→ Work to do: Present every line in which the string "that" appears.

→ Source excerpt:

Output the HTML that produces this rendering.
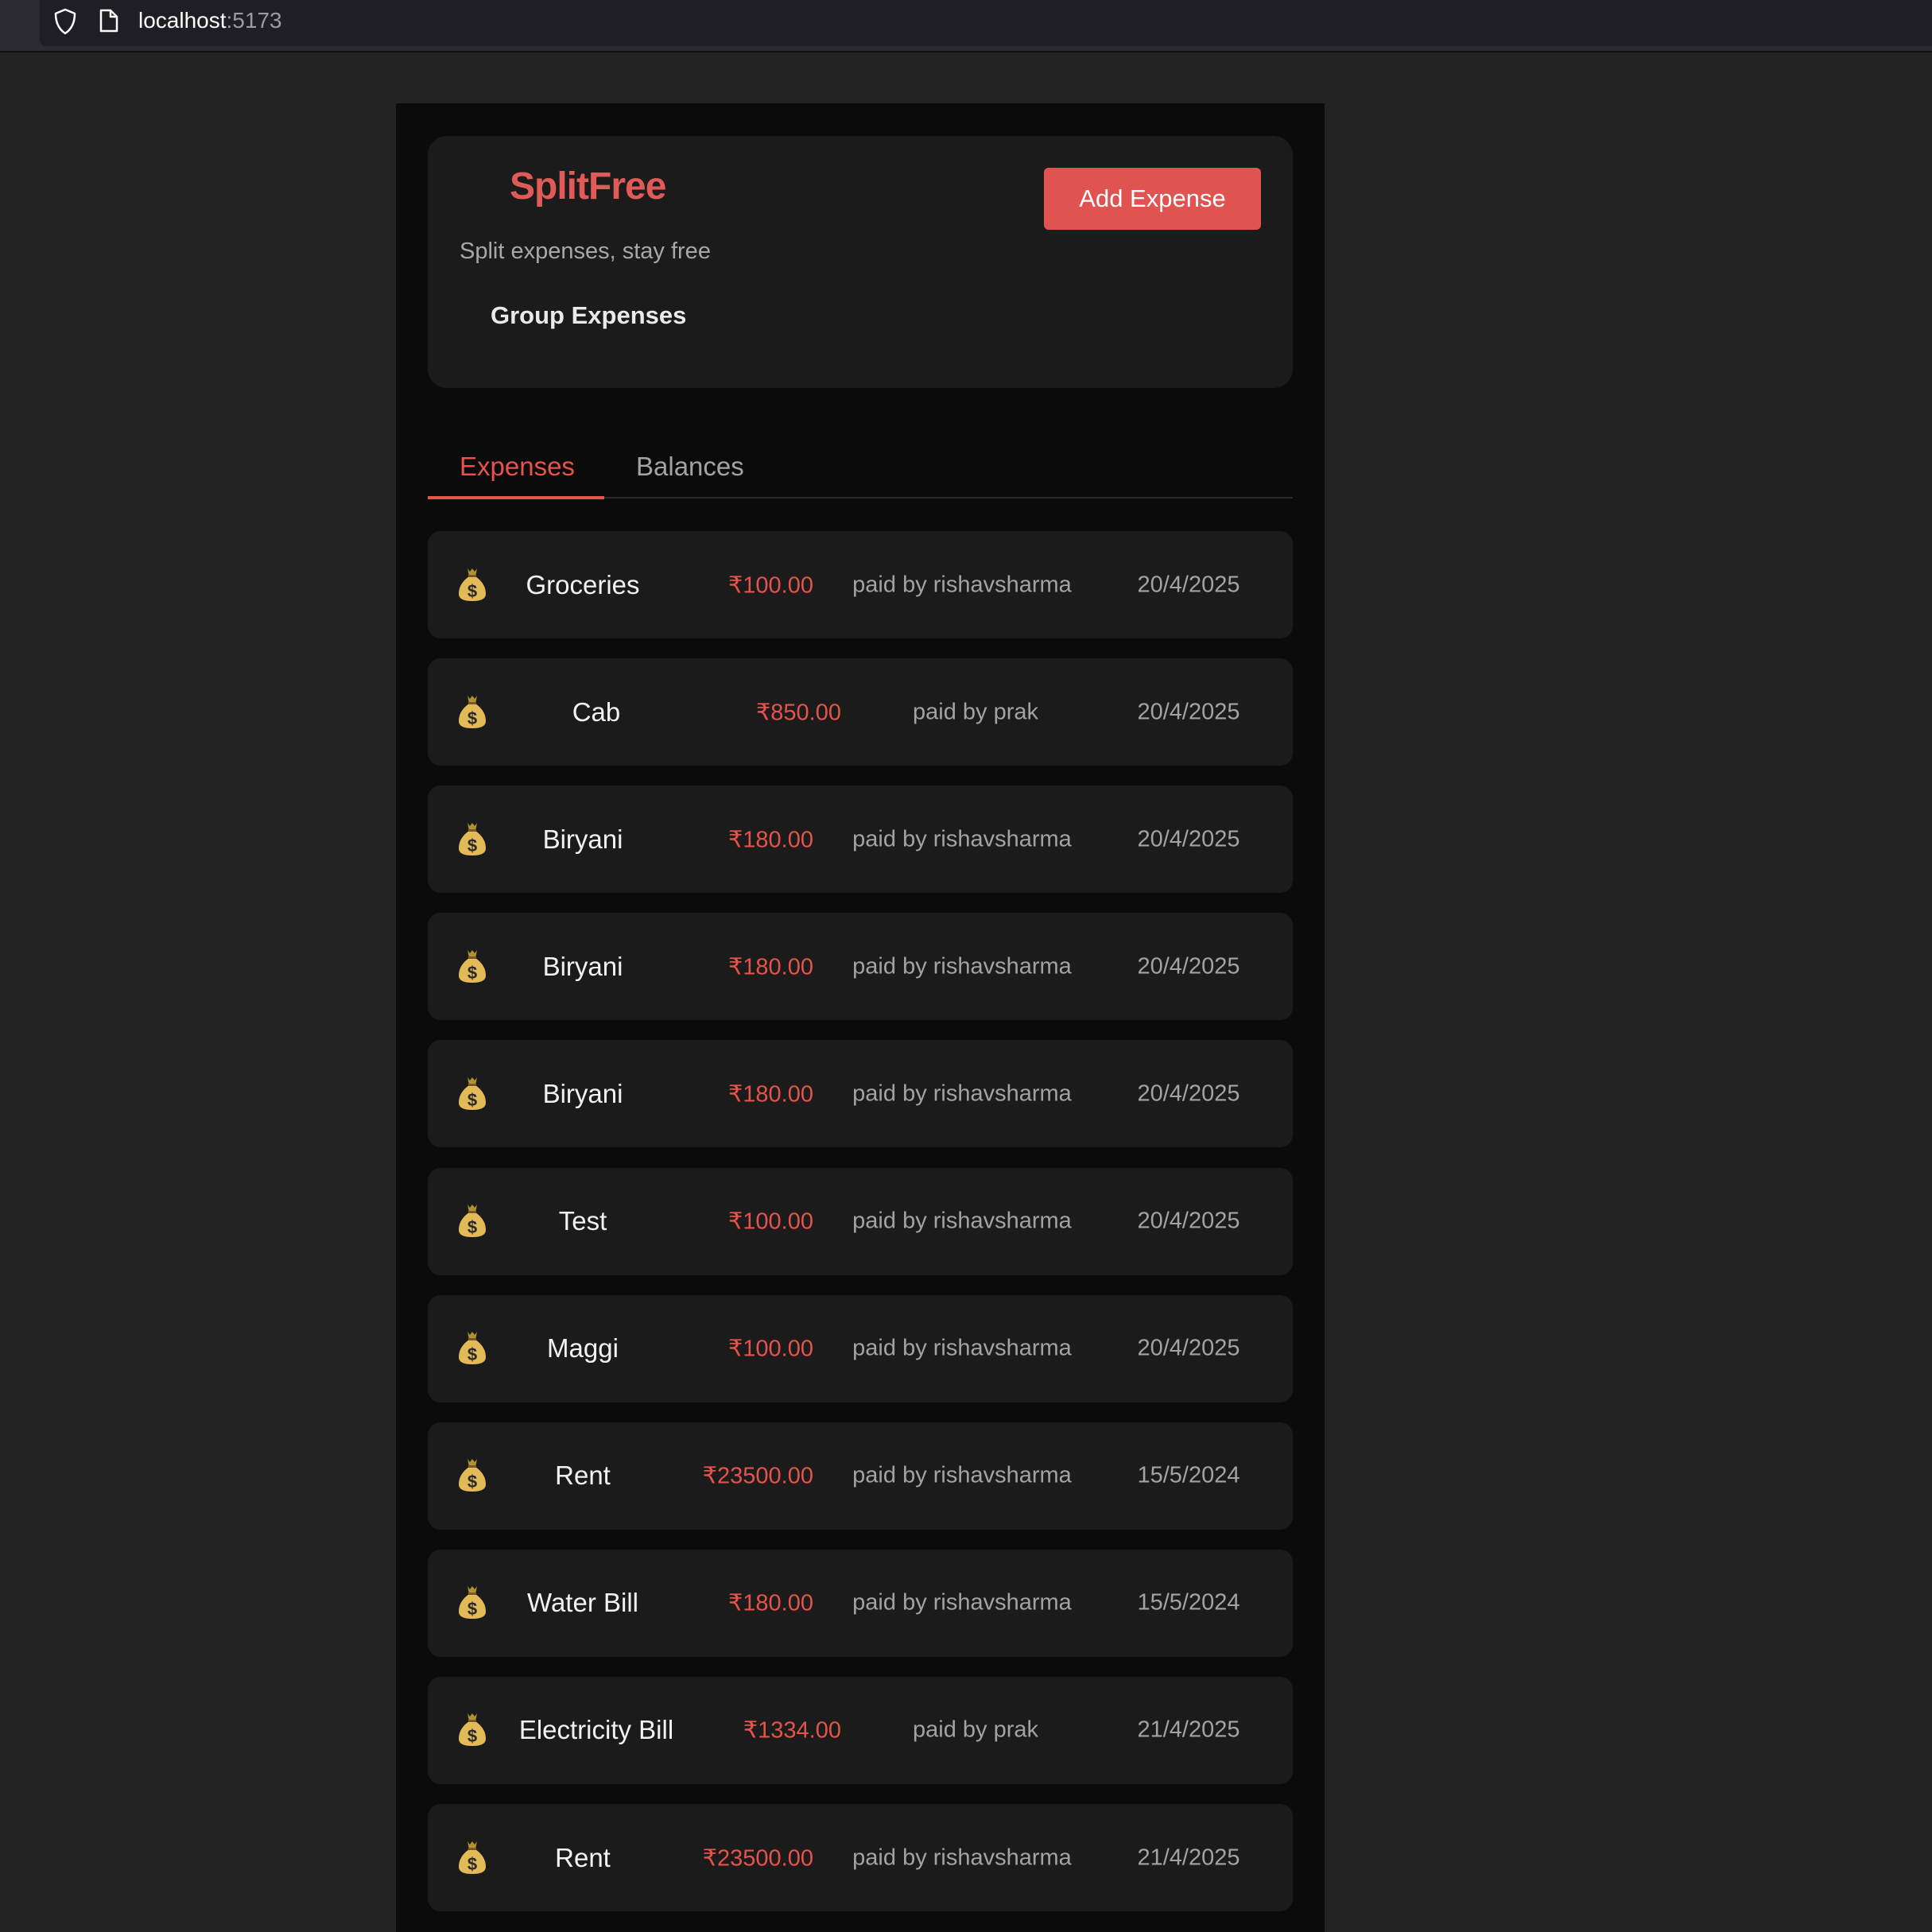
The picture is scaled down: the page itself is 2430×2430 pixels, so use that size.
<!DOCTYPE html>
<html><head><meta charset="utf-8"><style>
*{margin:0;padding:0;box-sizing:border-box}
html,body{width:2430px;height:2358px;overflow:hidden;background:#232323;font-family:"Liberation Sans","DejaVu Sans",sans-serif}
.abs{position:absolute}
#top{position:absolute;left:0;top:0;width:2430px;height:66px;background:#2b2a33;border-bottom:2px solid #111}
#addr{position:absolute;left:50px;top:0;width:2380px;height:58px;background:#1f1e24;border-bottom-left-radius:8px}
#panel{position:absolute;left:498px;top:130px;width:1168px;height:2300px;background:#0b0b0b}
.card{position:absolute;left:538px;width:1088px;background:#1b1b1b;border-radius:16px}
.t{position:absolute;white-space:nowrap;transform:translate(-50%,-50%)}
.name{color:#f2f2f2;font-size:33px}
.amt{color:#e5534b;font-size:29px;position:absolute;white-space:nowrap;transform:translateY(-50%)}
.paid,.date{color:#a3a3a3;font-size:29px}
</style></head><body>
<div id="top"><div id="addr"></div>
<svg class="abs" style="left:66px;top:10px" width="32" height="34" viewBox="0 0 32 34"><path d="M16 2 L28 7 Q28 24 16 32 Q4 24 4 7 Z" fill="none" stroke="#fff" stroke-width="2.5" stroke-linejoin="round"/></svg>
<svg class="abs" style="left:124px;top:11px" width="26" height="30" viewBox="0 0 26 30"><path d="M3 2 H15 L23 10 V28 H3 Z M15 2 V10 H23" fill="none" stroke="#fff" stroke-width="2.5" stroke-linejoin="round"/></svg>
<div class="abs" style="left:174px;top:10px;font-size:28px;color:#fff">localhost<span style="color:#9a9aa0">:5173</span></div>
</div>
<div id="panel"></div>
<div class="card" style="top:171px;height:317px;border-radius:24px"></div>
<div class="abs" style="left:641px;top:207px;font-size:48px;font-weight:bold;color:#e05a57;letter-spacing:-1px">SplitFree</div>
<div class="abs" style="left:578px;top:300px;font-size:29px;color:#a8a8a8">Split expenses, stay free</div>
<div class="abs" style="left:617px;top:379px;font-size:31px;font-weight:bold;color:#eaeaea">Group Expenses</div>
<div class="abs" style="left:1313px;top:211px;width:273px;height:78px;background:#df5350;border-radius:6px;color:#fff;font-size:31px;display:flex;align-items:center;justify-content:center">Add Expense</div>
<div class="abs" style="left:578px;top:568px;font-size:33px;color:#e5534b">Expenses</div>
<div class="abs" style="left:800px;top:568px;font-size:33px;color:#a3a3a3">Balances</div>
<div class="abs" style="left:538px;top:625px;width:1088px;height:2px;background:#2a2a2a"></div>
<div class="abs" style="left:538px;top:624px;width:222px;height:4px;background:#e5534b"></div>

<svg width="0" height="0" style="position:absolute"><defs>
<g id="bag"><path d="M11 1 L14 5 L17 1 L20 5 L23 1 L21 11 L13 11 Z" fill="#b8902e"/><path d="M13 11 Q17 9 21 11 Q34 20 34 33 Q34 42 17 42 Q0 42 0 33 Q0 20 13 11 Z" fill="#e2bb58"/><rect x="12" y="9" width="10" height="3" fill="#7a5a1e"/><text x="17" y="37" font-size="22" font-weight="bold" text-anchor="middle" fill="#2a2a2a" font-family="Liberation Sans,sans-serif">$</text></g>
</defs></svg>

<div id="rows"></div>
<script>
var rows=[["Groceries","₹100.00","rishavsharma","20/4/2025"],["Cab","₹850.00","prak","20/4/2025"],["Biryani","₹180.00","rishavsharma","20/4/2025"],["Biryani","₹180.00","rishavsharma","20/4/2025"],["Biryani","₹180.00","rishavsharma","20/4/2025"],["Test","₹100.00","rishavsharma","20/4/2025"],["Maggi","₹100.00","rishavsharma","20/4/2025"],["Rent","₹23500.00","rishavsharma","15/5/2024"],["Water Bill","₹180.00","rishavsharma","15/5/2024"],["Electricity Bill","₹1334.00","prak","21/4/2025"],["Rent","₹23500.00","rishavsharma","21/4/2025"]];
var h="";
rows.forEach(function(r,i){
 var top=668+i*160.1, c=top+67.5, p=r[2]=="prak";
 var nc=p?750:733, ar=p?1058:1023, pc=p?1227:1210;
 h+='<div class="card" style="top:'+top+'px;height:135px"></div>';
 h+='<svg class="abs" style="left:577px;top:'+(c-22)+'px" width="35" height="43" viewBox="0 0 35 43"><use href="#bag"/></svg>';
 h+='<div class="t name" style="left:'+nc+'px;top:'+c+'px">'+r[0]+'</div>';
 h+='<div class="amt" style="right:'+(2430-ar)+'px;top:'+c+'px">'+r[1]+'</div>';
 h+='<div class="t paid" style="left:'+pc+'px;top:'+c+'px">paid by '+r[2]+'</div>';
 h+='<div class="t date" style="left:1495px;top:'+c+'px">'+r[3]+'</div>';
});
document.getElementById("rows").innerHTML=h;
</script>
</body></html>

→ Task result:
Output the HTML that produces this rendering.
The picture is scaled down: the page itself is 2430×2430 pixels, so use that size.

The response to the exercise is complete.